The “No Endorsement” Mark – A Simple Solution For A Complex Problem

“If there’s one thing the file-sharing wars have taught us, it’s that there’s more profit in figuring out how to let honest people do the right thing than there is in chasing down cheapskates who don’t want to pay up – especially when the anti-cheapskate measures make life miserable for the honest cits,” so says Cory Doctorow, and he’s come up with an interesting way to encourage fan merch of On Demand Objects (ODO), while making life simpler & better from those that inspire the action (generally the copyright holder).

Definitely read Cory’s whole article, as it has great implications for filmmakers looking to extend their universe beyond a single product (i.e. film) or wanting to encourage collaboration among the community, but in a nutshell, Doctrow lays it out:

what if there was a mark that indicated that the creator hadn’t endorsed a product, but was still splitting the take with the upstream licensor. For example, if you wanted to make your own 3D modelled action figures derived from one of my novels and offer them for sale, you wouldn’t need to get my permission – you could just add the ‘‘no endorsement’’ mark to the product and send me a fixed percentage of the gross. Ideally, this would be a high percentage without being punitive, say 25%.

Here’s how that could work: tens, hundreds or thousands of fans with interesting ideas for commercially adapting my works could create as many products as they could imagine and offer them for sale through i.Materialise or Shapeways.
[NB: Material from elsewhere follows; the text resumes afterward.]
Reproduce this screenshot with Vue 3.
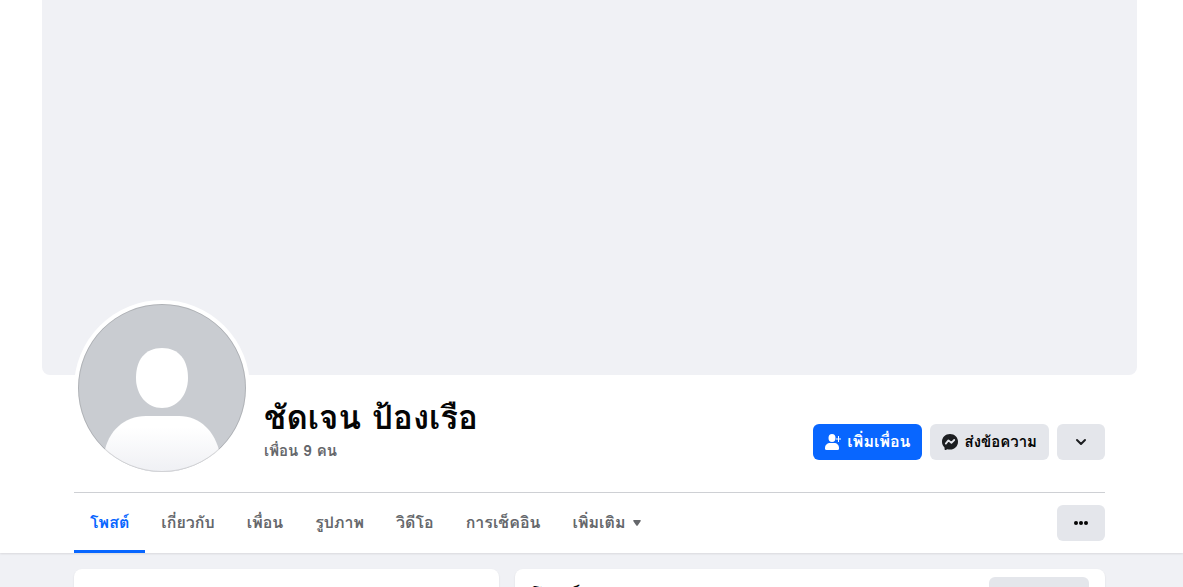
<script setup>
const tabs = ['โพสต์', 'เกี่ยวกับ', 'เพื่อน', 'รูปภาพ', 'วิดีโอ', 'การเช็คอิน']
</script>

<template>
  <div class="page">
    <header class="profile">
      <div class="wrap">
        <div class="cover"></div>
        <div class="inner">
          <div class="identity">
            <a class="avatar" href="#" aria-label="ชัดเจน ป้องเรือ">
              <svg viewBox="0 0 168 168" aria-hidden="true">
                <defs>
                  <linearGradient id="body-shade" x1="0" y1="0" x2="0" y2="1">
                    <stop offset="0.2" stop-color="#fff" />
                    <stop offset="1" stop-color="#eff0f4" />
                  </linearGradient>
                  <clipPath id="disc"><circle cx="84" cy="84" r="84" /></clipPath>
                </defs>
                <g clip-path="url(#disc)">
                  <rect width="168" height="168" fill="#c9ccd1" />
                  <path d="M84 44C101 44 110 56 110 74C110 91 99 104 84 104C69 104 58 91 58 74C58 56 67 44 84 44Z" fill="#fff" />
                  <path d="M26 150C30 127 46 112 68 112H101C122 112 137 127 142 150V168H26Z" fill="url(#body-shade)" />
                </g>
                <circle cx="84" cy="84" r="83.5" fill="none" stroke="#000" stroke-opacity="0.13" />
              </svg>
            </a>
            <div class="who">
              <h1>ชัดเจน ป้องเรือ</h1>
              <a class="count" href="#">เพื่อน 9 คน</a>
            </div>
            <div class="actions">
              <button class="btn primary" type="button">
                <svg width="16" height="16" viewBox="0 0 16 16" fill="#fff" aria-hidden="true">
                  <ellipse cx="7" cy="4" rx="3.500" ry="4" />
                  <path d="M0 14C0 11 2.300 9 5.200 9H9C12 9 14 11 14 14V14.500Q14 16 12.500 16H1.500Q0 16 0 14.500Z" />
                  <path d="M13 2h1v2.500h2v1h-2v2.500h-1v-2.500h-2v-1h2z" />
                </svg>
                <span>เพิ่มเพื่อน</span>
              </button>
              <button class="btn" type="button">
                <svg width="16" height="16" viewBox="0 0 16 16" aria-hidden="true">
                  <path d="M8 0C3.400 0 0 3.300 0 7.700C0 10 1 12 2.500 13.400L2.600 15.300C2.600 15.900 3.200 16.200 3.700 16L5.400 15.200C6.200 15.400 7.100 15.500 8 15.500C12.600 15.500 16 12.200 16 7.700C16 3.300 12.600 0 8 0Z" fill="#1c1e21" />
                  <path d="M3.800 9.600L6.400 6.400L9.400 8.800L12.200 6" fill="none" stroke="#e4e6eb" stroke-width="1.800" stroke-linecap="round" stroke-linejoin="round" />
                </svg>
                <span>ส่งข้อความ</span>
              </button>
              <button class="btn square" type="button" aria-label="ดูเพิ่มเติม">
                <svg width="16" height="16" viewBox="0 0 16 16" aria-hidden="true">
                  <path d="M4 6L8 10L12 6" fill="none" stroke="#1c1e21" stroke-width="2" stroke-linecap="round" stroke-linejoin="round" />
                </svg>
              </button>
            </div>
          </div>
          <div class="bar">
            <nav>
              <a v-for="(tab, i) in tabs" :key="tab" href="#" class="tab" :class="{ active: i === 0 }">{{ tab }}</a>
              <a href="#" class="tab more">เพิ่มเติม
                <svg width="8" height="6" viewBox="0 0 8 6" aria-hidden="true">
                  <path d="M1 0H7Q8.500 0 7.600 1.200L4.700 5.400Q4 6.300 3.300 5.400L0.400 1.200Q-.5 0 1 0Z" fill="#65676b" />
                </svg>
              </a>
            </nav>
            <button class="btn square" type="button" aria-label="ตัวเลือก">
              <svg width="16" height="16" viewBox="0 0 16 16" fill="#050505" aria-hidden="true">
                <circle cx="3" cy="8" r="2" /><circle cx="8" cy="8" r="2" /><circle cx="13" cy="8" r="2" />
              </svg>
            </button>
          </div>
        </div>
      </div>
    </header>
    <main class="wrap">
      <div class="inner columns">
        <section class="card"></section>
        <section class="card feed">
          <h2>โพสต์</h2>
          <button class="btn filter" type="button" aria-label="ตัวกรอง"></button>
        </section>
      </div>
    </main>
  </div>
</template>

<style>
body { margin: 0; overflow: hidden; background: #f0f2f5; }
</style>

<style scoped>
.page {
  height: 100vh;
  overflow: hidden;
  background: #f0f1f5;
  font-family: Tahoma, Waree, Loma, "Noto Sans", sans-serif;
  font-size: 15px;
  color: #050505;
}
.profile { background: #fff; box-shadow: 0 1px 2px rgba(0, 0, 0, 0.1); }
.wrap { margin: 0 46px 0 42px; }
.cover { height: 375px; border-radius: 0 0 8px 8px; background: #f0f1f5; }
.inner { margin: 0 32px; }
.identity { display: flex; align-items: flex-end; height: 117px; border-bottom: 1px solid #ced0d4; }
.avatar {
  position: relative;
  flex: none;
  width: 168px;
  height: 168px;
  margin-bottom: 16px;
  border: 4px solid #fff;
  border-radius: 50%;
  background: #fff;
}
.avatar svg { display: block; width: 100%; height: 100%; }
.who { flex: 1; margin: 0 0 31px 14px; }
h1 { margin: 0; font-size: 33px; line-height: 38px; font-weight: 700; color: #050505; white-space: nowrap; }
.count { display: block; margin-top: 4px; line-height: 20px; font-weight: 600; color: #65676b; text-decoration: none; }
.actions { display: flex; gap: 8px; margin-bottom: 32px; }
.btn {
  display: flex;
  align-items: center;
  justify-content: center;
  gap: 6px;
  height: 36px;
  padding: 0 12px;
  border: 0;
  border-radius: 6px;
  background: #e4e6eb;
  color: #050505;
  font: inherit;
  font-weight: 600;
  line-height: 20px;
  white-space: nowrap;
}
.primary { background: #0866ff; color: #fff; font-size: 16px; }
.square { width: 48px; }
.bar { display: flex; align-items: center; justify-content: space-between; height: 60px; }
nav { display: flex; height: 60px; }
.tab {
  display: flex;
  align-items: center;
  gap: 8px;
  padding: 0 16px;
  border-bottom: 3px solid transparent;
  border-top: 3px solid transparent;
  box-sizing: border-box;
  font-size: 16px;
  font-weight: 600;
  line-height: 20px;
  color: #65676b;
  text-decoration: none;
}
.active { color: #0866ff; border-bottom-color: #0866ff; }
.columns { display: grid; grid-template-columns: 425fr 590fr; gap: 16px; padding-top: 16px; }
.card { min-height: 60px; border-radius: 8px; background: #fff; box-shadow: 0 1px 2px rgba(0, 0, 0, 0.1); }
.feed { display: flex; justify-content: space-between; align-items: flex-start; padding: 8px 16px; box-sizing: border-box; }
h2 { margin: 4px 0; font-size: 20px; line-height: 28px; }
.filter { width: 100px; }
</style>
There’s no cost – apart from time – associated with this step. No one has to guess how many of these products the market will demand and produce and warehouse them in anticipation of demand. Each product bears the ‘‘no endorsement’’ mark, which tells you, the buyer, that I haven’t reviewed or approved of the product, and if it’s tasteless or stupid or ugly, it’s no reflection of my own ideas. This relieves me of the duty to bless or damn the enthusiastic creations of my fans.

But it also cuts me in for a piece of the action should a fan hit on a win. If your action figure hits the jackpot and generates lots of orders, I get paid, too. At any time, we have the option of renegotiating the deal: ‘‘You’re selling so many of these things, why don’t we knock my take back to ten percent and see if we can’t get more customers in the door?’’ Setting the initial royalty high creates an incentive to come to me for a better deal for really successful projects.